Ce sera l'occasion pour Sébastien Lecornu, homme politique discret inconnu du grand public, de se présenter aux Français.

Il a affirmé sur X mardi soir qu'il "mesurait leurs attentes" et qu'il "connaissait les difficultés" qu'ils rencontraient. "Nous sommes au travail, avec humilité, et nous allons tout faire pour y arriver".

Première tâche confiée par Emmanuel Macron à ce fidèle compagnon venu de la droite, ministre de tous ses gouvernements depuis 2017: "consulter" les forces politiques en vue de trouver des "accords" pour préserver la "stabilité institutionnelle" du pays, alors qu'il ne dispose à l'Assemblée nationale d'aucune majorité.

Le nouveau locataire de Matignon a déjà entamé ses consultations, selon un conseiller de l'exécutif.

Sa mission est à haut risque dans un paysage politique éclaté et au vu des réactions très fraîches voire hostiles des oppositions à l'annonce de sa nomination.

- "Colère sociale" -

Alors que le président de la République a invité sa fragile coalition du centre et de la droite à "travailler" avec le Parti socialiste pour "élargir" son assise, le mouvement d'Olivier Faure a estimé qu'il prenait le "risque de la colère sociale légitime et du blocage institutionnel du pays" en nommant M. Lecornu.

Pour tenir, le futur gouvernement devra obtenir a minima une non-censure du PS, indispensable pour doter la France d'un budget pour 2026, dont la préparation vient de faire tomber le gouvernement sortant qui avait présenté un effort de 44 milliards d'euros.

Selon un interlocuteur régulier d'Emmanuel Macron, ce dernier pourrait cette fois accepter de réelles concessions aux socialistes, par exemple sur la taxation des plus riches, jusqu'ici un tabou pour lui.

"Sans justice sociale, fiscale et écologique, sans mesures pour le pouvoir d'achat, les mêmes causes provoqueront les mêmes effets", a prévenu le PS qui proposait de nommer Olivier Faure à Matignon.

Le Rassemblement national et les Insoumis ont pour leur part dénoncé la proximité entre le président et son nouveau Premier ministre, promettant la censure faute de changement de cap politique.

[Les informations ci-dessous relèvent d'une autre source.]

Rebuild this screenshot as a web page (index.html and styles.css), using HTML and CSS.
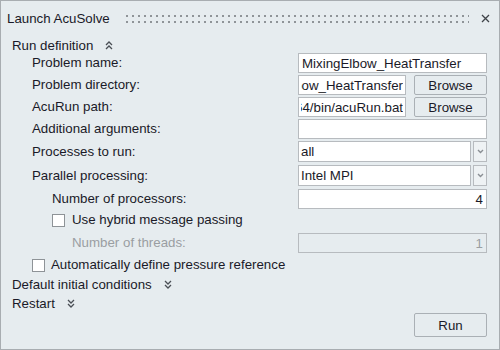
FILE: index.html
```html
<!DOCTYPE html>
<html lang="en">
<head>
    <meta charset="UTF-8">
    <title>Launch AcuSolve</title>
    <link rel="stylesheet" href="styles.css">
</head>
<body>
    <div class="dialog">
        <!-- Title bar -->
        <div class="titlebar">
            <span class="title">Launch AcuSolve</span>
            <div class="grip"></div>
            <svg class="close" width="9" height="9" viewBox="0 0 9 9">
                <path d="M1 1 L8 8 M8 1 L1 8" stroke="#3f4348" stroke-width="1.3" fill="none"/>
            </svg>
        </div>

        <!-- Run definition -->
        <div class="section-head">
            <span>Run definition</span>
            <svg class="chev" width="8" height="9" viewBox="0 0 8 9">
                <path d="M1 4 L4 1 L7 4 M1 8 L4 5 L7 8" stroke="#4a4f55" stroke-width="1.3" fill="none"/>
            </svg>
        </div>

        <div class="form">
            <label class="lbl" for="name">Problem name:</label>
            <input class="field" id="name" type="text" value="MixingElbow_HeatTransfer">

            <label class="lbl" for="dir">Problem directory:</label>
            <div class="with-btn">
                <input class="field clip" id="dir" type="text" dir="rtl" value="C:/Users/Public/Documents/MixingElbow_HeatTransfer">
                <button class="btn">Browse</button>
            </div>

            <label class="lbl" for="acurun">AcuRun path:</label>
            <div class="with-btn">
                <input class="field clip" id="acurun" type="text" dir="rtl" value="C:/Program Files/Altair/hwcfdsolvers/acusolve/win64/bin/acuRun.bat">
                <button class="btn">Browse</button>
            </div>

            <label class="lbl" for="args">Additional arguments:</label>
            <input class="field" id="args" type="text" value="">

            <label class="lbl tall">Processes to run:</label>
            <div class="combo">
                <div class="field sel">all</div>
                <div class="drop">
                    <svg width="7" height="5" viewBox="0 0 7 5"><path d="M1 1 L3.5 3.5 L6 1" stroke="#8a8f94" stroke-width="1.4" fill="none"/></svg>
                </div>
            </div>

            <label class="lbl tall">Parallel processing:</label>
            <div class="combo">
                <div class="field sel">Intel MPI</div>
                <div class="drop">
                    <svg width="7" height="5" viewBox="0 0 7 5"><path d="M1 1 L3.5 3.5 L6 1" stroke="#8a8f94" stroke-width="1.4" fill="none"/></svg>
                </div>
            </div>

            <label class="lbl sub" for="nproc">Number of processors:</label>
            <input class="field num" id="nproc" type="text" value="4">

            <label class="lbl sub check"><span class="box"></span>Use hybrid message passing</label>
            <div></div>

            <label class="lbl subsub disabled" for="nthreads">Number of threads:</label>
            <input class="field num off" id="nthreads" type="text" value="1" disabled>
        </div>

        <label class="auto check"><span class="box"></span>Automatically define pressure reference</label>

        <div class="section-head small">
            <span>Default initial conditions</span>
            <svg class="chev" width="8" height="9" viewBox="0 0 8 9">
                <path d="M1 1 L4 4 L7 1 M1 5 L4 8 L7 5" stroke="#4a4f55" stroke-width="1.3" fill="none"/>
            </svg>
        </div>
        <div class="section-head small">
            <span>Restart</span>
            <svg class="chev" width="8" height="9" viewBox="0 0 8 9">
                <path d="M1 1 L4 4 L7 1 M1 5 L4 8 L7 5" stroke="#4a4f55" stroke-width="1.3" fill="none"/>
            </svg>
        </div>

        <div class="footer">
            <button class="btn run">Run</button>
        </div>
    </div>
</body>
</html>
```

FILE: styles.css
```css
* {
    box-sizing: border-box;
}

body {
    margin: 0;
    font-family: "Liberation Sans", Arial, sans-serif;
    font-size: 13.3px;
    color: #1a1a28;
}

.dialog {
    width: 500px;
    height: 350px;
    background: #e6ecef;
    border: 1px solid #a8adb1;
    padding: 0 12px 0 11px;
}

/* title bar */
.titlebar {
    height: 35px;
    display: flex;
    align-items: center;
    margin-left: -5px;
}

.title {
    white-space: nowrap;
}

.grip {
    flex: 1;
    height: 8px;
    margin: 0 12px 0 16px;
    background-image: linear-gradient(90deg, #8f9498 2px, transparent 2px),
                      linear-gradient(90deg, #8f9498 2px, transparent 2px);
    background-size: 6px 2px;
    background-position: 0 0, 0 6px;
    background-repeat: repeat-x;
}

.close {
    margin-right: -3px;
}

/* collapsible headings */
.section-head {
    height: 16px;
    display: flex;
    align-items: center;
    margin-top: 1px;
}

.section-head.small {
    height: 19px;
    margin-top: 0;
}

.chev {
    margin-left: 12px;
}

/* form grid */
.form {
    display: grid;
    grid-template-columns: 1fr 189px;
    grid-template-rows: 22px 22px 22px 22px 24px 24px 22px 22px 22px;
    align-items: start;
    margin-left: 20px;
}

.lbl {
    line-height: 20px;
    white-space: nowrap;
}

.lbl.tall {
    line-height: 21px;
}

.lbl.sub {
    padding-left: 20px;
}

.lbl.subsub {
    padding-left: 40px;
}

.disabled {
    color: #9a9ea2;
}

.field {
    display: block;
    width: 100%;
    height: 20px;
    margin: 0;
    background: #fff;
    border: 1px solid #b7bbbf;
    border-radius: 0;
    padding: 0 3px;
    font-family: inherit;
    font-size: 13.3px;
    color: #1a1a28;
    line-height: 18px;
    white-space: nowrap;
    overflow: hidden;
    outline: none;
}

.field.clip {
    flex: 1;
    min-width: 0;
    padding: 0 2px;
}

.field.num {
    text-align: right;
}

.field.off {
    background: #e6ecef;
    color: #9a9ea2;
}

.with-btn {
    display: flex;
    gap: 8px;
}

.btn {
    flex: none;
    width: 73px;
    height: 20px;
    background: #e6ecef;
    border: 1px solid #aab0b5;
    border-radius: 2px;
    font-family: inherit;
    font-size: 13.3px;
    color: #1a1a28;
    padding: 0;
}

.combo {
    display: flex;
    gap: 2px;
}

.field.sel {
    flex: 1;
    height: 21px;
    line-height: 19px;
    padding: 0 2px;
}

.drop {
    width: 14px;
    height: 21px;
    border: 1px solid #b7bbbf;
    background: #eef2f4;
    display: flex;
    align-items: center;
    justify-content: center;
}

/* checkboxes */
.check {
    display: flex;
    align-items: center;
    gap: 7px;
    line-height: 18px;
}

.box {
    width: 13px;
    height: 13px;
    background: #fff;
    border: 1px solid #8e9397;
    flex: none;
}

.auto {
    height: 20px;
    margin-left: 20px;
    gap: 6px;
}

/* footer */
.footer {
    display: flex;
    justify-content: flex-end;
}

.btn.run {
    height: 24px;
}
```
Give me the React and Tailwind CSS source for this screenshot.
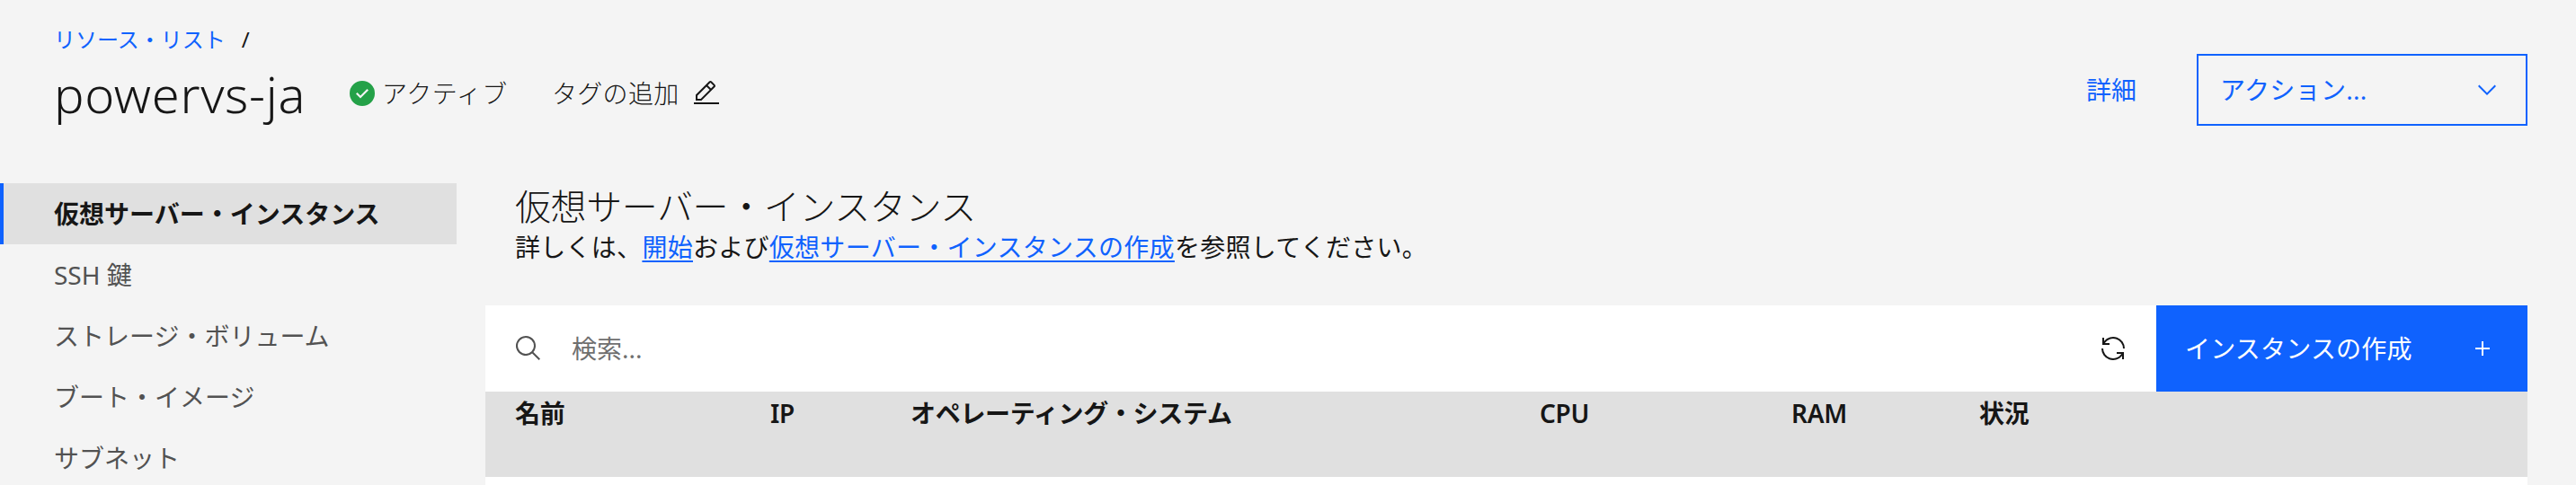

"Le président tire la dernière cartouche du macronisme", a réagi Marine Le Pen, qui réclame une nouvelle dissolution, tandis que Jean-Luc Mélenchon dénonçait "une triste comédie de mépris du Parlement" en demandant une nouvelle fois le départ du président.

- "Calme" -

A l'inverse, l'ancien Premier ministre et candidat d'Horizons à la présidentielle Edouard Philippe a estimé que Sébastien Lecornu avait les "qualités" pour "discuter" et "trouver un accord" avec les autres partis.

Le président des Républicains (LR) et ministre de l'Intérieur Bruno Retailleau, qui réclamait une nomination rapide face aux risques de "débordements" des manifestations de mercredi, s'est dit lui aussi prêt à "trouver des accords" avec M. Lecornu.

A l'orée de discussions délicates, l'entourage de Sébastien Lecornu loue le "calme" de l'ancien sénateur normand et son absence d'ambition présidentielle, un "négociateur" qui a pu obtenir un "large consensus" sur la loi de programmation militaire.

Alors qu'il a été épinglé dans la presse pour un dîner avec Marine Le Pen, ses proches récusent toute connivence avec le parti à la flamme, soulignant que dans l'Eure, son département, quatre députés sur cinq "sont passés au RN".

Ce qui n'empêche pas le député LFI Eric Coquerel de le voir comme celui qui peut "aller chercher non pas du côté du PS mais du RN", en "surjouant" sur "l'économie de guerre" et les "intérêts vitaux de la France".

L'intéressé entend lui composer son gouvernement sur la base de "la défense de (l') indépendance" du pays, du "service des Français" et de "la stabilité politique".